The Connecticut senator leads the Democratic field so far in South Carolina and Arizona, which will hold primaries Feb. 3. His lead in national polls reflects his high name recognition. But there are signs that advantage may be fading. Dean and Missouri Rep. Richard Gephardt are tied only 3 percentage points behind Lieberman in the latest national USA TODAY/CNN/Gallup Poll.
Mark Penn, Lieberman's pollster, says his candidate has "a coalition of moderates and minorities that the other candidates don't really have and aren't building." His research shows only one-third of primary voters in most states are liberal. But Marc Landy, a political analyst at Boston College, says that may understate the percentage because "the word has slipped out of fashion, and therefore you don't want to call yourself liberal."
What's indisputable is that Lieberman is out of step with his party's growing discomfort with the war in Iraq. A USA TODAY/CNN/Gallup Poll last month found 56% of Democrats did not think it was worth fighting, up from 40% who felt that way in April. Furthermore, says Democratic pollster Peter Hart, Lieberman lacks punch on the stump: "The challenge for Lieberman isn't ideology. It's electricity."
Lieberman's campaign began without the splash or assertiveness one might have expected from a veteran of a national ticket.
He was behind other candidates on fundraising, staffing and endorsements.

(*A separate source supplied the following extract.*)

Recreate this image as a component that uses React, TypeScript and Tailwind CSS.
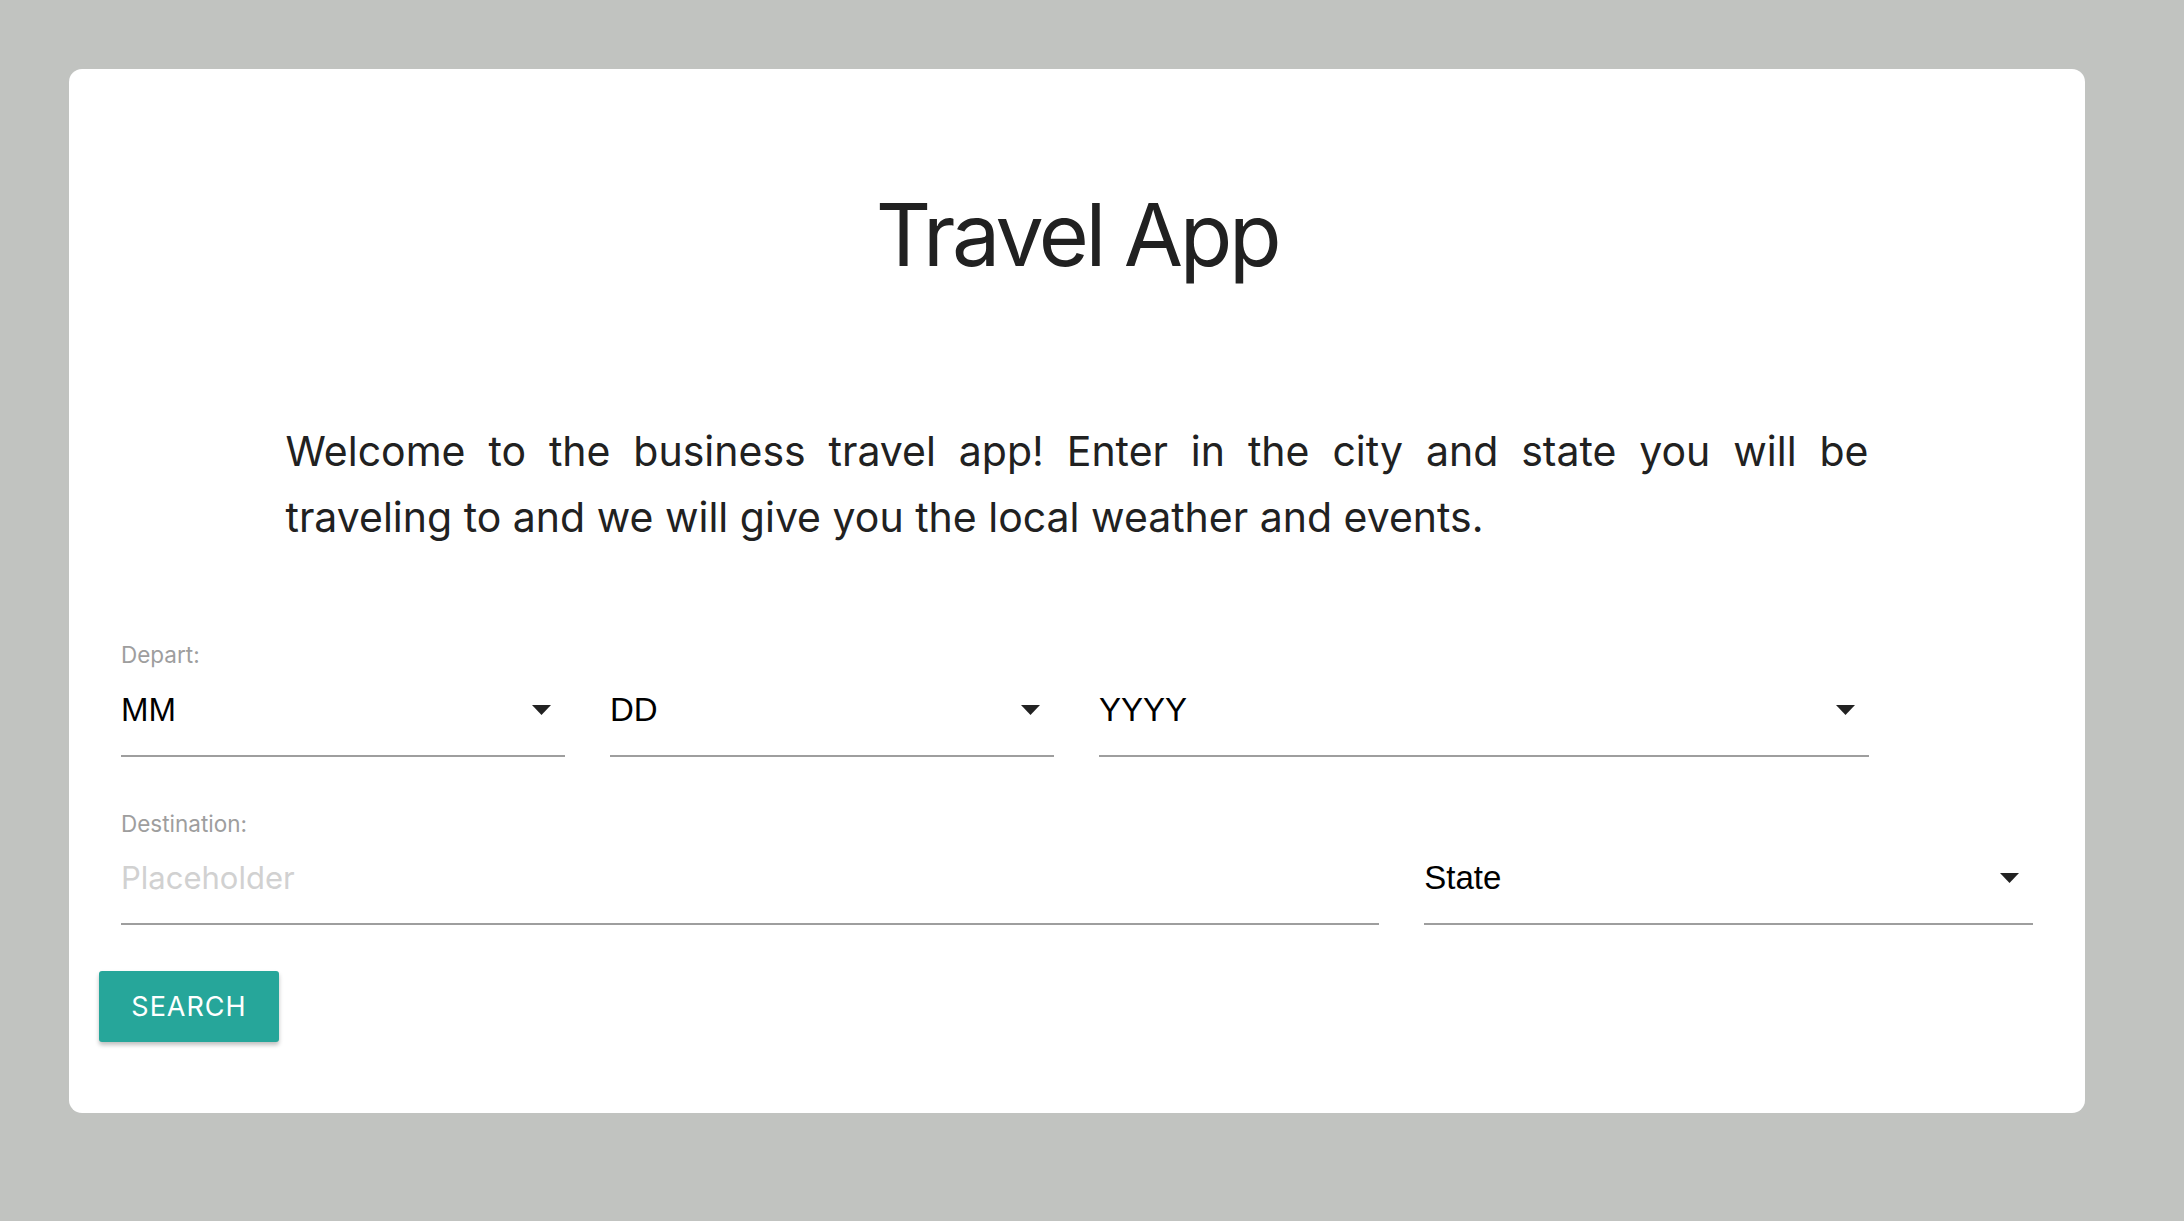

Lieberman's first-quarter fundraising was so weak ? he was fourth with $3 million ? that questions about his viability arose. He rebounded in the second quarter with $5.1 million, then shook up his staff and adopted his defiantly moderate persona. "He's growing as a candidate," says Tom Nides, who managed Lieberman's campaign in 2000.
Even so, a better campaign won't erase the disconnect between Lieberman and the liberal, anti-Bush core of the party. Donna Brazile, who managed nominee Al Gore's 2000 campaign, says Lieberman has "a great record of standing and fighting for issues that Democrats care about. That's what they want to hear. Not 'I stand with Bush.' "
Like the other eight Democrats running for president, Lieberman is supportive of the causes promoted by feminists, minorities, environmentalists, union members, gay men and lesbians and other party stalwarts.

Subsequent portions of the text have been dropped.